Het onderwijs en zijn ontwikkeling van de laatste decennia zijn volop in discussie. Praatprogramma's op radio en televisie, menig tijdschrift- en krantenartikel wordt er aan gewijd. Scholieren komen in verzet tegen het zogenaamde 'nieuwe leren'. Er is zelfs een landelijke actiegroep ontstaan. Een parlementaire enquête over wat er wel of niet met het onderwijs in Nederland is misgegaan behoort tot de mogelijkheden (waarschijnlijk een uitweg om een Irak-enquête te voorkomen). Nu zijn er op de rechtse politieke barricades salvo's te horen die donderen dat het de PvdA is geweest die tientallen jaren gezorgd heeft voor alles wat er mis is met of niet lijkt te deugen aan het onderwijs. Doorschietend met de nog steeds voorhanden zijnde fortuynistische munitie wordt met PvdA uiteraard 'de linkse kerk' bedoeld die over een onevenredige invloed zou hebben beschikt; door duistere machten aangestuurd om alles wat goed is in dit land naar de knoppen te helpen.

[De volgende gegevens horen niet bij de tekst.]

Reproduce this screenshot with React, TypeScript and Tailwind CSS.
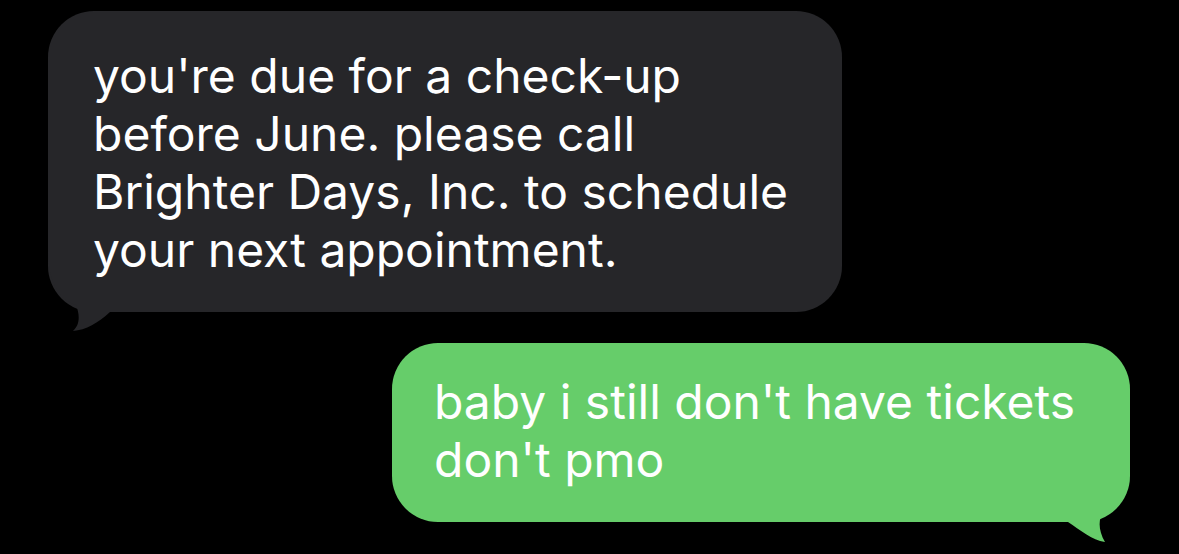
import React from "react";

export default function App() {
  return (
    <div className="w-[1179px] h-[554px] bg-black overflow-hidden flex flex-col" style={{ fontFamily: "Inter, 'Noto Sans', sans-serif" }}>
      <div className="relative ml-[48px] mt-[11px] w-[794px] h-[301px] rounded-[46px] bg-[#262629] pl-[45px] pt-[36px] text-white text-[48px] leading-[58px]">
        <svg className="absolute left-[-48px] top-[-11px] pointer-events-none" width="200" height="340" viewBox="0 0 200 340">
          <path d="M48 250 C48 283 60 300 76 305 C80 315 80 325 73 331 C86 330 98 323 110 312 L130 312 L130 250 Z" fill="#262629" />
        </svg>
        <div className="relative">
          <div className="whitespace-nowrap">you're due for a check-up</div>
          <div className="whitespace-nowrap">before June. please call</div>
          <div className="whitespace-nowrap">Brighter Days, Inc. to schedule</div>
          <div className="whitespace-nowrap">your next appointment.</div>
        </div>
      </div>
      <div className="relative ml-[392px] mt-[31px] w-[738px] h-[179px] rounded-[46px] bg-[#66cd6a] pl-[42px] pt-[30px] text-white text-[48px] leading-[58px]">
        <svg className="absolute left-[-392px] top-[-343px] pointer-events-none" width="1179" height="554" viewBox="0 0 1179 554">
          <path d="M1130 460 C1130 493 1118 507 1104 512 C1098 518 1098 530 1105 542 C1092 540 1080 530 1068 522 L1050 522 L1050 460 Z" fill="#66cd6a" />
        </svg>
        <div className="relative">
          <div className="whitespace-nowrap">baby i still don't have tickets</div>
          <div className="whitespace-nowrap">don't pmo</div>
        </div>
      </div>
    </div>
  );
}
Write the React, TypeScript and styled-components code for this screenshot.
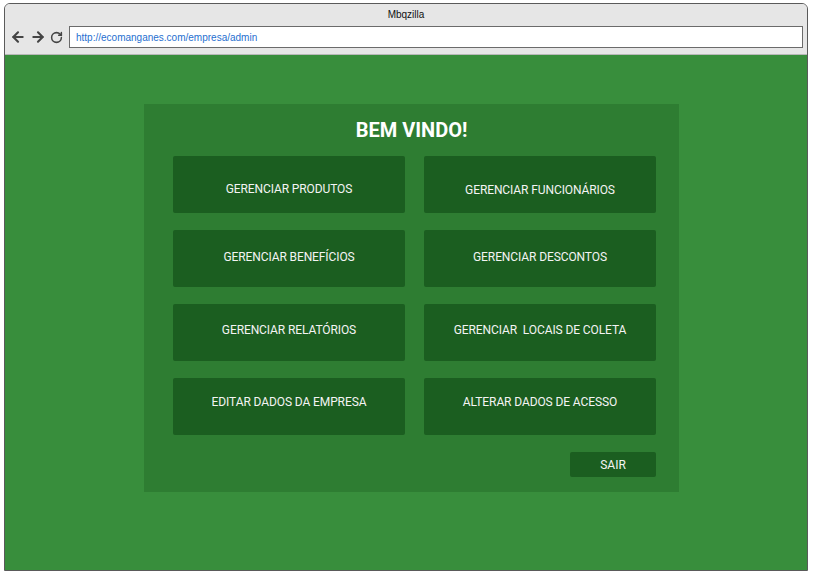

Daardoor zou te verklaren zijn dat de PvdA (of 'linkse kerk'), die nooit de politieke meerderheid heeft gehad, zoveel invloed had op de rechtse regerende partijen. Interessant blijft echter wel hoe het individualisme van links - het begin van het einde van de CPN (Communistische Partij van Nederland), waarvan het hoogtepunt nu in GroenLinks is bereikt (sociaal-liberaal) - én het individualisme van rechts, ondanks de tegenstellingen, allebei de ingredinten leverden voor de asociale afbraakpolitiek van de heersende klassen.
Kijk naar de ontwikkeling van volkshuisvesting, belastingpolitiek, ouderenbeleid, gezondheidszorg, sociale zekerheid, arbeidsrecht, enzovoort. Op al die terreinen heeft de individualisering overwinningen behaald, waarbij rechts ook bij zich links-noemenden individualistische argumenten gebruikt om deze politiek door te zetten. Zo is ook deze geschiedenis niet aan het onderwijs voorbijgegaan. 'Gewoon jezelf willen zijn', was destijds een rechtse VVD-leuze. Voor nogal wat 'linksen' (toen vooral jongeren) was deze leuze voor eigen genoegen al dagelijkse praktijk. Sommigen van hen zijn later tot de ontdekking gekomen dat hun vroegere levenswijze deel van een rechtse voedingsbodem was.
Studiehuis, het nieuwe leren. Gewoon jezelf kunnen zijn. Maar ook beantwoordend aan de vurige wensen van de heersende machthebbers. Het kapitalisme van de 21e eeuw eist op alle terreinen flexibele mensen. Multi-inzetbaar zijn, individualistisch denkend, bereid zijn om levenslang cursussen te volgen en eventueel van woonplaats willen veranderen om aan die eisen te kunnen voldoen. Niet léren maar zich alle vaardigheden eigen maken om te kunnen blijven leren, om die flexibele mensen te worden zoals men die in de wereldburelen van het grootkapitaal wenst.
Wie denkt dat het onderwijs grotendeels aan de privatiseringshonger zal ontsnappen heeft het mis. Sterker nog, dat proces is al langere tijd aan de gang. Privaat onderwijs, zonder klassikale lessen, met deskundige begeleiding op afstand, is een al geruime tijd bestaand fenomeen. Deze al bestaande of nog op te richten bedrijven en instellingen zullen de collectieve overheidssector overnemen als de tijd er rijp voor is. Verzelfstandiging en organisatorische vergroting in het onderwijs zijn al ontwikkelingen ten dienste van die rijpmaking.
Het insluipen door het bedrijfsleven in het onderwijs is een steeds verder oprukkende ontwikkeling, zodanig dat er al van kan worden gesproken dat de private sector zich als een parasiet in deze collectieve sector aan het nestelen is. Studiehuis, het nieuwe leren, het zijn fenomenen die aansluiten op de mogelijkheid van privatisering van het onderwijs. Daarom mag discussie over het onderwijs zich niet beperken tot de kwaliteit alleen, maar moet deze ook gaan over de ontwikkeling van het kapitalisme als zodanig en de relatie tot het onderwijs.